Quand poser des questions devient un délit d’opinion
Il y a des moments où lever la main demande plus de courage qu’il n’y paraît. Ce soir-là, Samy Bessaou, élu de l’opposition, a osé ce geste simple : interrompre le ronronnement des votes pour soulever quelques-unes de ces incohérences. Des questions légitimes, de celles qu’un contribuable serait en droit de poser.
La réponse qu’il reçut restera dans les annales de la démocratie locale noiséenne. On lui suggéra d’envoyer un mail. Et s’il n’était pas satisfait ? Qu’il dépose donc un recours contentieux au tribunal administratif.
Un citoyen a effectivement posé ces questions par écrit. La réponse de l’adjoint aux finances fut édifiante : « Je ne souhaite pas que les services juridiques passent du temps à vous préparer une réponse parce que vous vous croyez compétent en la matière », avant de conclure qu’un recours « encombrerait des administrations qui ont de vrais sujets à traiter ».
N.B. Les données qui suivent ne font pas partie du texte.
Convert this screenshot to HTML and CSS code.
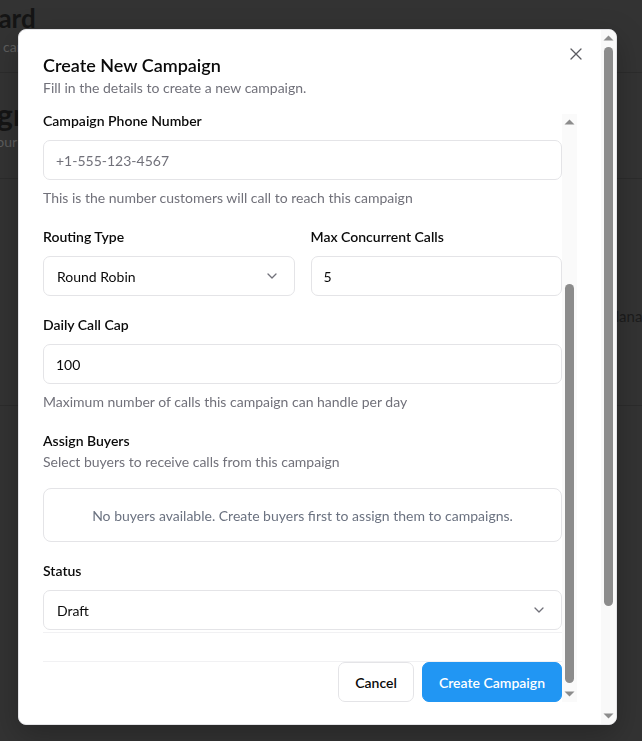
FILE: index.html
```html
<!DOCTYPE html>
<html lang="en">
<head>
<meta charset="utf-8">
<title>Create New Campaign</title>
<link rel="stylesheet" href="styles.css">
</head>
<body>
<div class="page">
  <header class="page-head">
    <h1 class="page-title">Dashboard</h1>
    <p class="page-sub">campaign performance overview</p>
  </header>
  <section class="page-section">
    <h2 class="section-title">Campaign Management</h2>
    <p class="section-sub">Manage your campaigns</p>
  </section>
  <section class="page-cards">
    <p class="cards-note">Manage</p>
  </section>
</div>

<div class="modal" role="dialog" aria-labelledby="dlg-title">
  <div class="modal-body">
    <button class="close" aria-label="Close">
      <svg width="12" height="12" viewBox="0 0 12 12"><path d="M1 1L11 11M11 1L1 11" stroke="#3f3f46" stroke-width="1.3" stroke-linecap="round"/></svg>
    </button>
    <div class="modal-head">
      <h2 class="modal-title" id="dlg-title">Create New Campaign</h2>
      <p class="modal-sub">Fill in the details to create a new campaign.</p>
    </div>

    <div class="scroll">
      <div class="scroll-content">
        <div class="form">
          <div class="field">
            <label class="label">Campaign Phone Number</label>
            <input class="input" placeholder="+1-555-123-4567">
            <p class="hint">This is the number customers will call to reach this campaign</p>
          </div>
          <div class="row">
            <div class="field">
              <label class="label">Routing Type</label>
              <div class="input select">
                <span>Round Robin</span>
                <svg class="chev" width="16" height="16" viewBox="0 0 16 16"><path d="M4 6l4 4 4-4" fill="none" stroke="#71717a" stroke-width="1.3" stroke-linecap="round" stroke-linejoin="round"/></svg>
              </div>
            </div>
            <div class="field">
              <label class="label">Max Concurrent Calls</label>
              <input class="input" value="5">
            </div>
          </div>
          <div class="field">
            <label class="label">Daily Call Cap</label>
            <input class="input" value="100">
            <p class="hint">Maximum number of calls this campaign can handle per day</p>
          </div>
          <div class="field">
            <label class="label">Assign Buyers</label>
            <p class="desc">Select buyers to receive calls from this campaign</p>
            <div class="empty">No buyers available. Create buyers first to assign them to campaigns.</div>
          </div>
          <div class="field">
            <label class="label">Status</label>
            <div class="input select">
              <span>Draft</span>
              <svg class="chev" width="16" height="16" viewBox="0 0 16 16"><path d="M4 6l4 4 4-4" fill="none" stroke="#71717a" stroke-width="1.3" stroke-linecap="round" stroke-linejoin="round"/></svg>
            </div>
          </div>
        </div>
        <div class="footer">
          <button class="btn btn-outline">Cancel</button>
          <button class="btn btn-primary">Create Campaign</button>
        </div>
      </div>
      <div class="sbar inner-bar">
        <span class="sbar-btn"><svg width="15" height="15" viewBox="0 0 15 15"><path d="M2.5 10.5h10L7.5 5.5z" fill="#8c8c8c"/></svg></span>
        <div class="sbar-track inner-track"><div class="sbar-thumb inner-thumb"></div></div>
        <span class="sbar-btn"><svg width="15" height="15" viewBox="0 0 15 15"><path d="M2.5 4.5h10L7.5 9.5z" fill="#8c8c8c"/></svg></span>
      </div>
    </div>
  </div>
  <div class="sbar modal-bar">
    <span class="sbar-btn"><svg width="15" height="15" viewBox="0 0 15 15"><path d="M2.5 10.5h10L7.5 5.5z" fill="#8c8c8c"/></svg></span>
    <div class="sbar-track modal-track"><div class="sbar-thumb modal-thumb"></div></div>
    <span class="sbar-btn"><svg width="15" height="15" viewBox="0 0 15 15"><path d="M2.5 4.5h10L7.5 9.5z" fill="#8c8c8c"/></svg></span>
  </div>
</div>
</body>
</html>
```
FILE: styles.css
```css
* { box-sizing: border-box; margin: 0; padding: 0; }
html, body { height: 100%; }
body {
  background: #333333;
  font-family: Lato, "Segoe UI", "Noto Sans", sans-serif;
  color: #0a0a0a;
  overflow: hidden;
}

/* background page (dimmed) */
.page-head {
  height: 73px;
  border-bottom: 1px solid #2c2c2c;
  padding-top: 2px;
}
.page-title {
  font-size: 26px;
  line-height: 32px;
  font-weight: 700;
  color: #151515;
  margin-left: -90px;
  white-space: nowrap;
}
.page-sub {
  font-size: 14px;
  line-height: 20px;
  color: #5e5e5e;
  margin-top: 3px;
  margin-left: 3px;
  white-space: nowrap;
}
.page-section {
  height: 106px;
  border-bottom: 1px solid #2c2c2c;
  padding-top: 24px;
}
.section-title {
  font-size: 30px;
  line-height: 34px;
  font-weight: 700;
  color: #151515;
  margin-left: -103px;
  white-space: nowrap;
}
.section-sub {
  font-size: 14px;
  line-height: 20px;
  color: #5e5e5e;
  margin-top: 1px;
  margin-left: -63px;
  white-space: nowrap;
}
.page-cards {
  height: 227px;
  border-bottom: 1px solid #2c2c2c;
  padding-top: 127px;
  display: flex;
  justify-content: flex-end;
}
.cards-note {
  font-size: 15px;
  line-height: 20px;
  color: #1c1c1c;
  margin-right: -16px;
}

/* modal */
.modal {
  position: fixed;
  top: 29px;
  left: 18px;
  width: 599px;
  height: 696px;
  background: #ffffff;
  border: 1px solid #e4e4e7;
  border-radius: 8px;
  overflow: hidden;
  display: flex;
  box-shadow: 0 10px 30px rgba(0,0,0,0.25);
}
.modal-body {
  position: relative;
  flex: 1;
  min-width: 0;
  padding: 24px;
}
.close {
  position: absolute;
  top: 18px;
  right: 19px;
  width: 12px;
  height: 12px;
  border: 0;
  background: none;
  display: flex;
  opacity: 0.85;
}
.modal-head { display: flex; flex-direction: column; gap: 2px; }
.modal-title {
  font-size: 18px;
  line-height: 22px;
  font-weight: 600;
  color: #0a0a0a;
}
.modal-sub {
  font-size: 14px;
  line-height: 20px;
  color: #71717a;
}

/* scroll area with its scrollbar */
.scroll {
  margin-top: 13px;
  height: 591px;
  display: flex;
}
.scroll-content {
  flex: 1;
  min-width: 0;
  overflow: hidden;
}

.sbar {
  width: 15px;
  flex: none;
  display: flex;
  flex-direction: column;
  background: #fafafa;
}
.inner-bar { margin-top: 3px; }
.sbar-btn { display: flex; height: 15px; flex: none; }
.sbar-track { flex: 1; display: flex; flex-direction: column; align-items: center; }
.sbar-thumb {
  width: 9px;
  background: #8c8c8c;
  border-radius: 5px;
}
.inner-track { padding-top: 155px; }
.inner-thumb { height: 399px; }
.modal-track { padding-top: 2px; }
.modal-thumb { height: 559px; }
.modal-bar { background: #f9f9f9; }

.form {
  display: flex;
  flex-direction: column;
  gap: 19px;
  padding-bottom: 2px;
  border-bottom: 1px solid #f1f1f3;
}
.field { display: flex; flex-direction: column; }
.row {
  display: grid;
  grid-template-columns: 1fr 1fr;
  gap: 16px;
}
.label {
  font-size: 14px;
  line-height: 20px;
  font-weight: 600;
  color: #0a0a0a;
  margin-bottom: 9px;
}
.input {
  height: 40px;
  width: 100%;
  border: 1px solid #e4e4e7;
  border-radius: 7px;
  padding: 0 12px;
  font-family: inherit;
  font-size: 14px;
  color: #0a0a0a;
  background: #fff;
  outline: none;
}
.input::placeholder { color: #71717a; }
.select {
  display: flex;
  align-items: center;
  justify-content: space-between;
  padding: 0 14px 0 13px;
}
.chev { flex: none; }
.hint {
  font-size: 14px;
  line-height: 20px;
  color: #71717a;
  margin-top: 8px;
}
.desc {
  font-size: 14px;
  line-height: 20px;
  color: #71717a;
  margin-top: -8px;
}
.empty {
  margin-top: 16px;
  height: 54px;
  border: 1px solid #e4e4e7;
  border-radius: 8px;
  display: flex;
  align-items: center;
  justify-content: center;
  font-size: 14px;
  color: #6b7280;
}
.footer {
  margin-top: 28px;
  border-top: 1px solid #f1f1f3;
  display: flex;
  justify-content: flex-end;
  gap: 8px;
}
.btn {
  height: 40px;
  padding: 0 16px;
  border-radius: 7px;
  font-family: inherit;
  font-size: 14px;
  font-weight: 600;
  cursor: pointer;
}
.btn-outline {
  background: #fff;
  border: 1px solid #e4e4e7;
  color: #0a0a0a;
}
.btn-primary {
  background: #2196f3;
  border: 1px solid #2196f3;
  color: #fff;
}
```
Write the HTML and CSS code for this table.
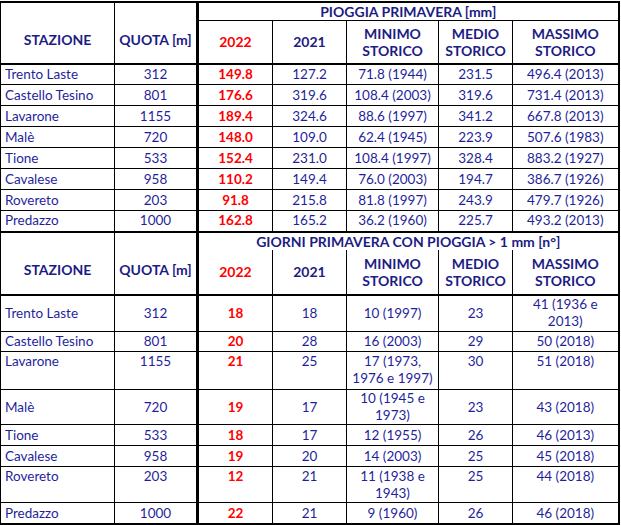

Voilà comment, dans cette commune urbaine de la petite couronne, le débat démocratique se résume désormais à un choix binaire : se taire ou plaider. Comme si questionner un engagement d’un million d’euros sur quatre-vingts ans relevait du caprice, et non du devoir élémentaire d’un élu. Comme si la transparence était devenue une option payante, accessible uniquement à ceux qui ont le temps et les moyens de saisir un juge.
Oui, la confiance suppose que les règles soient respectées, que les contreparties soient exigées — et que les questions soient accueillies, non pas comme des affronts, mais comme la respiration normale d’une démocratie vivante.
Les habitants de Noisy-le-Sec méritaient mieux que des garanties sans garanties et des élus qui répondent au mépris plutôt qu’aux arguments.
Mais comme le savent ceux qui observent la vie municipale avec attention, la vérité est parfois la dernière à être conviée aux réunions du conseil. Et ceux qui la cherchent doivent souvent attendre que l’orage passe pour voir ce qui se cachait sous la surface.
Sources : Délibération n°3 du conseil municipal du 13 novembre 2025, contrat de prêt n°176353 de la Caisse des Dépôts et Consignations (signatures électroniques des 01/08 et 11/08/2025), accord de principe du 3 octobre 2025.